Mit der unsubstantiierten Gegenthese, die Bestellung eines (vorläufigen) Bewährungshelfers wäre fallbezogen ein adäquates Haftsurrogat (vgl § 180 Abs 5 Z 8 StPO), wird ein Begründungsdefizit nicht vorschriftsgemäß aufgezeigt.

Beim Antrag auf Einleitung eines Normprüfungsverfahrens betreffend den als „gesetzwidrig" gerügten Haftgrund der Tatbegehungsgefahr nach § 180 Abs 2 Z 3 lit b StPO (Art 89 Abs 2 B-VG) wird - auch in der zur Stellungnahme der Generalprokuratur eingebrachten Äußerung - verkannt, dass dieser keineswegs die mit der Unschuldsvermutung unvereinbare Feststellung der tatsächlichen Begehung einer Ersttat verlangt, sondern - arg „nunmehr … angelastet" in § 180 Abs 2 Z 3 lit b zweiter Fall StPO im Gegensatz zum dort vorgenannten „verurteilt" - ausdrücklich auf den Verdacht der Begehung mehrerer gegen dasselbe Rechtsgut gerichteter strafbarer Handlungen mit nicht bloß leichten Folgen abstellt.
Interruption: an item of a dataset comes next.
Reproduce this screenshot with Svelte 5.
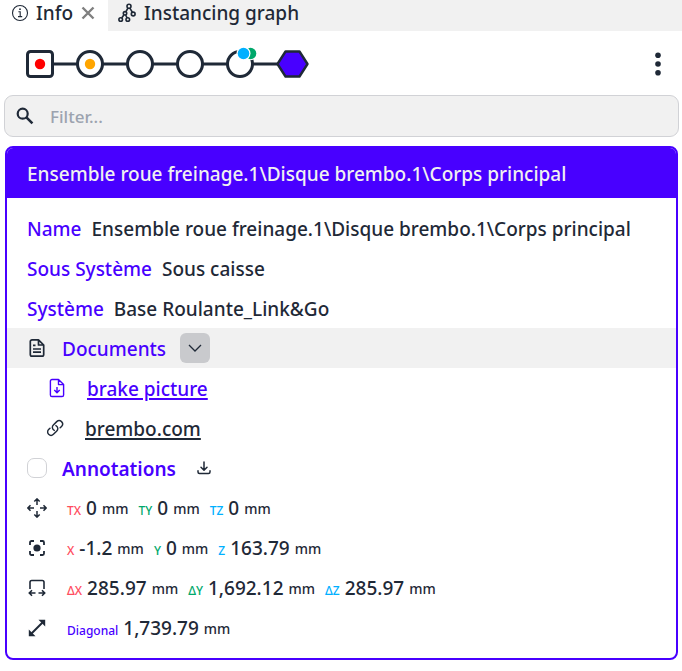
<script>
  let filter = $state('');
  let open = $state(true);
  let annotated = $state(false);

  const title = 'Ensemble roue freinage.1\\Disque brembo.1\\Corps principal';
  const properties = [
    { label: 'Name', value: title },
    { label: 'Sous Système', value: 'Sous caisse' },
    { label: 'Système', value: 'Base Roulante_Link&Go' }
  ];
  const measures = [
    { icon: 'move', values: [['TX', '0', 'red'], ['TY', '0', 'green'], ['TZ', '0', 'blue']] },
    { icon: 'center', values: [['X', '-1.2', 'red'], ['Y', '0', 'green'], ['Z', '163.79', 'blue']] },
    { icon: 'size', values: [['ΔX', '285.97', 'red'], ['ΔY', '1,692.12', 'green'], ['ΔZ', '285.97', 'blue']] },
    { icon: 'diagonal', values: [['Diagonal', '1,739.79', 'violet']] }
  ];
</script>

<main>
  <nav class="tabs">
    <div class="tab active">
      <svg width="18" height="18" viewBox="0 0 18 18" fill="none" stroke="currentColor">
        <circle cx="9" cy="9" r="7.5" stroke-width="1.1" />
        <path d="M7.4 7.8h1.8v4.7M7 12.6h4.2" stroke-width="1.1" />
        <circle cx="9" cy="5.2" r=".9" fill="currentColor" stroke="none" />
      </svg>
      <button class="tab-name">Info</button>
      <button class="close" aria-label="Close Info">
        <svg width="14" height="14" viewBox="0 0 14 14" fill="none" stroke="currentColor" stroke-width="2.4"><path d="M1.5 1.5l11 11M12.5 1.5l-11 11" /></svg>
      </button>
    </div>
    <button class="tab">
      <svg width="18" height="20" viewBox="0 0 18 20" fill="none" stroke="currentColor" stroke-width="1.6">
        <circle cx="11" cy="3.3" r="2" /><circle cx="7" cy="10.3" r="1.7" /><circle cx="15.2" cy="11" r="1.9" /><circle cx="2.7" cy="16.5" r="1.8" /><circle cx="9.8" cy="16.5" r="1.8" />
        <path d="M10 5L7.8 8.8M11.8 5.1l2.6 4.1M6 11.7l-2.3 3.3M7.6 12l1.5 2.9" />
      </svg>
      <span>Instancing graph</span>
    </button>
  </nav>

  <section class="path">
    <svg width="284" height="36" viewBox="0 0 284 36" fill="#fff" stroke="#1f2937" stroke-width="3" role="img" aria-label="Instance path">
      <path d="M27 18h230" />
      <rect x="2.5" y="5.5" width="25" height="25" rx="3" />
      <circle cx="65" cy="18" r="12.5" /><circle cx="115" cy="18" r="12.5" /><circle cx="165" cy="18" r="12.5" /><circle cx="215" cy="18" r="12.5" />
      <path d="M260.5 5.5h14l8 12.5-8 12.5h-14l-8-12.5z" fill="#4800ff" stroke-width="2.4" stroke-linejoin="round" />
      <g stroke="none">
        <circle cx="15" cy="18" r="5.2" fill="#f00" /><circle cx="65" cy="18" r="5.2" fill="orange" />
        <circle cx="225.5" cy="7.5" r="6.8" /><circle cx="225.5" cy="7.5" r="5.8" fill="#00a86b" />
        <circle cx="218.5" cy="7.5" r="7" /><circle cx="218.5" cy="7.5" r="5.8" fill="#00b0ff" />
      </g>
    </svg>
    <button class="more" aria-label="More options">
      <svg width="6" height="24" viewBox="0 0 6 24" fill="currentColor"><circle cx="3" cy="3.2" r="2.8" /><circle cx="3" cy="12" r="2.8" /><circle cx="3" cy="20.8" r="2.8" /></svg>
    </button>
  </section>

  <label class="filter">
    <svg width="18" height="18" viewBox="0 0 18 18" fill="none" stroke="currentColor" stroke-width="2.2"><circle cx="6.7" cy="6.7" r="5" /><path d="M10.4 10.4l6 6" stroke-width="2.6" /></svg>
    <input type="text" placeholder="Filter..." aria-label="Filter" bind:value={filter} />
  </label>

  <article class="card">
    <header>{title}</header>
    <div class="rows">
      {#each properties as p}
        <div class="row"><span class="key">{p.label}</span><span class="text">{p.value}</span></div>
      {/each}

      <div class="row shaded">
        <span class="icon">
          <svg width="20" height="20" viewBox="0 0 20 20" fill="none" stroke="currentColor" stroke-width="1.7" stroke-linejoin="round"><path d="M11.5 1.8H5a1.7 1.7 0 0 0-1.7 1.7v13A1.7 1.7 0 0 0 5 18.2h10a1.7 1.7 0 0 0 1.7-1.7V7zM11.5 1.8V7h5.2M6 7.3h2.5M6 11h8M6 14.2h8" /></svg>
        </span>
        <span class="key">Documents</span>
        <button class="toggle" aria-label="Toggle documents" aria-expanded={open} onclick={() => (open = !open)}>
          <svg width="14" height="8" viewBox="0 0 14 8" fill="none" stroke="currentColor" stroke-width="1.3"><path d="M1 1l6 6 6-6" /></svg>
        </button>
      </div>

      {#if open}
        <div class="row nested">
          <span class="icon violet">
            <svg width="20" height="20" viewBox="0 0 20 20" fill="none" stroke="currentColor" stroke-width="1.4" stroke-linejoin="round"><path d="M11.5 1.5H5A1.6 1.6 0 0 0 3.4 3.1v13.8A1.6 1.6 0 0 0 5 18.5h10a1.6 1.6 0 0 0 1.6-1.6V6.6zM11.5 1.5v5.1h5.1M10 9v5.5M7.3 12l2.7 2.7 2.7-2.7" /></svg>
          </span>
          <a class="violet" href="#brake-picture">brake picture</a>
        </div>
        <div class="row nested link">
          <span class="icon">
            <svg width="18" height="18" viewBox="0 0 24 24" fill="none" stroke="currentColor" stroke-width="1.9" stroke-linecap="round"><path d="M13.2 8.7a4.5 4.5 0 0 1 1.2 7.2l-4.5 4.5a4.5 4.5 0 0 1-6.4-6.4l1.8-1.8M18.9 11.7l1.8-1.8a4.5 4.5 0 0 0-6.4-6.4L9.8 8a4.5 4.5 0 0 0 1.2 7.2" /></svg>
          </span>
          <a href="#brembo">brembo.com</a>
        </div>
      {/if}

      <div class="row">
        <span class="icon"><input id="annotations" type="checkbox" bind:checked={annotated} /></span>
        <label class="key strong" for="annotations">Annotations</label>
        <button class="download" aria-label="Download annotations">
          <svg width="14" height="14" viewBox="0 0 14 14" fill="none" stroke="currentColor" stroke-width="1.5" stroke-linecap="round" stroke-linejoin="round"><path d="M7 1v8M4 6.3L7 9.2l3-2.9M1 9.8v1.3c0 .9.6 1.5 1.5 1.5h9c.9 0 1.5-.6 1.5-1.5V9.8" /></svg>
        </button>
      </div>

      {#each measures as m}
        <div class="row measure">
          <span class="icon">
            <svg width="20" height="20" viewBox="0 0 20 20" fill="none" stroke="currentColor" stroke-width="1.5">
              {#if m.icon === 'move'}
                <path d="M10 7V1M7.3 3.5L10 .9l2.7 2.6M10 13v6M7.3 16.5l2.7 2.6 2.7-2.6M7 10H1M3.5 7.3L.9 10l2.6 2.7M13 10h6M16.5 7.3l2.6 2.7-2.6 2.7" />
              {:else if m.icon === 'center'}
                <path d="M3 7V4.5A1.5 1.5 0 0 1 4.5 3H7M13 3h2.5A1.5 1.5 0 0 1 17 4.5V7M17 13v2.5a1.5 1.5 0 0 1-1.5 1.5H13M7 17H4.5A1.5 1.5 0 0 1 3 15.5V13" stroke-width="1.8" /><circle cx="10" cy="10" r="3.6" fill="currentColor" stroke="none" />
              {:else if m.icon === 'size'}
                <path d="M3 11V4.2A1.7 1.7 0 0 1 4.7 2.5h10.6A1.7 1.7 0 0 1 17 4.2V11M2.5 15H8.5M11.5 15h6M5 12.3L2.3 15 5 17.7M15 12.3l2.7 2.7-2.7 2.7" stroke-width="1.6" />
              {:else}
                <path d="M4 16L16 4" stroke-width="2" /><path d="M11.5 1.8h6.7v6.7zM1.8 11.5v6.7h6.7z" fill="currentColor" stroke="none" />
              {/if}
            </svg>
          </span>
          {#each m.values as [axis, value, color]}
            <span class="value"><small class={color}>{axis}</small><span>{value}</span><span class="unit">mm</span></span>
          {/each}
        </div>
      {/each}
    </div>
  </article>
</main>

<style>
  :global(body) { margin: 0; background: #fff; }
  main {
    color: #1f2937;
    font: 500 19px/26px "Segoe UI", "Noto Sans", "Open Sans", sans-serif;
  }
  button {
    display: flex; align-items: center; justify-content: center;
    padding: 0; border: 0; background: none; color: inherit; font: inherit; cursor: pointer;
  }
  svg { display: block; flex: none; }
  .tabs { display: flex; height: 31px; background: #f1f1f1; }
  .tab { display: flex; align-items: center; gap: 8px; padding: 0 10px 6px; }
  .active { gap: 7px; padding: 0 13px 6px 11px; background: #fff; }
  .close { margin-left: 1px; color: #808080; }
  .path { display: flex; align-items: center; justify-content: space-between; height: 64px; padding: 1px 21px 0 25px; box-sizing: border-box; }
  .filter {
    display: flex; align-items: center; gap: 16px; box-sizing: border-box; height: 42px;
    margin: 0 3px 9px 4px; padding: 0 11px; border: 1px solid #d1d2d6; border-radius: 9px; background: #f1f1f1;
  }
  .filter input {
    flex: 1; min-width: 0; padding: 2px 0 0; border: 0; outline: 0; background: none; color: inherit;
    font: inherit; font-size: 17px;
  }
  .filter input::placeholder { color: #9ca3af; opacity: 1; }
  .card { margin: 0 4px 0 5px; border: 2px solid #4800ff; border-radius: 8px; overflow: hidden; }
  header { padding: 13px 20px 11px; background: #4800ff; color: #f1f1f1; }
  .rows { padding: 10px 0; }
  .row { display: flex; align-items: center; gap: 10px; height: 40px; padding: 0 20px; }
  .shaded { background: #f1f1f1; }
  .nested { padding-left: 40px; }
  .nested .icon { margin-right: 10px; }
  .link { padding-left: 38px; }
  .icon { display: flex; justify-content: center; width: 20px; margin-right: 5px; }
  .key, .violet { color: #4800ff; }
  .key, .text, .value, a { padding-top: 2px; }
  .strong { font-weight: 600; }
  a { color: inherit; text-decoration: underline; text-decoration-thickness: 2px; text-underline-offset: 2px; }
  .toggle { width: 30px; height: 30px; margin-left: 4px; border-radius: 6px; background: #c9cacd; }
  input[type="checkbox"] {
    appearance: none; box-sizing: border-box; width: 20px; height: 20px; margin: 0; border: 1px solid #d1d2d6; border-radius: 7px; background: #fff;
  }
  input[type="checkbox"]:checked { background: #4800ff; }
  .download { margin-left: 11px; }
  .value { display: flex; align-items: baseline; gap: 5px; }
  .measure .icon { margin-right: 10px; }
  small { font-size: 12px; }
  .unit { align-self: center; font-size: 14px; }
  .red { color: #ff4d5e; }
  .green { color: #00a86b; }
  .blue { color: #00b0ff; }
</style>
Angesichts der nach der dringenden Verdachtslage zufolge § 5 Z 4 JGG aktuellen Strafdrohung des § 142 Abs 1 StGB von Freiheitsstrafe bis zu fünf Jahren kann von einer Unverhältnismäßigkeit der im Zeitpunkt der angefochtenen Entscheidung etwa eineinhalb Monate dauernden Untersuchungshaft auch mit Bedacht auf mit der Untersuchungshaft allenfalls verbundene Nachteile für die Persönlichkeitsentwicklung und das Fortkommen des Jugendlichen (§ 35 Abs 1 zweiter Satz JGG) keine Rede sein. Überlegungen über eine mögliche Gewährung bedingter Strafnachsicht im Falle eines Schuldspruchs aber haben bei der Verhältnismäßigkeitsprüfung außer Betracht zu bleiben (15 Os 34/04, 14 Os 141/05z).

Eine Grundrechtsverletzung liegt daher nicht vor, weshalb die Beschwerde ohne Kostenausspruch (§ 8 GRBG) abzuweisen war.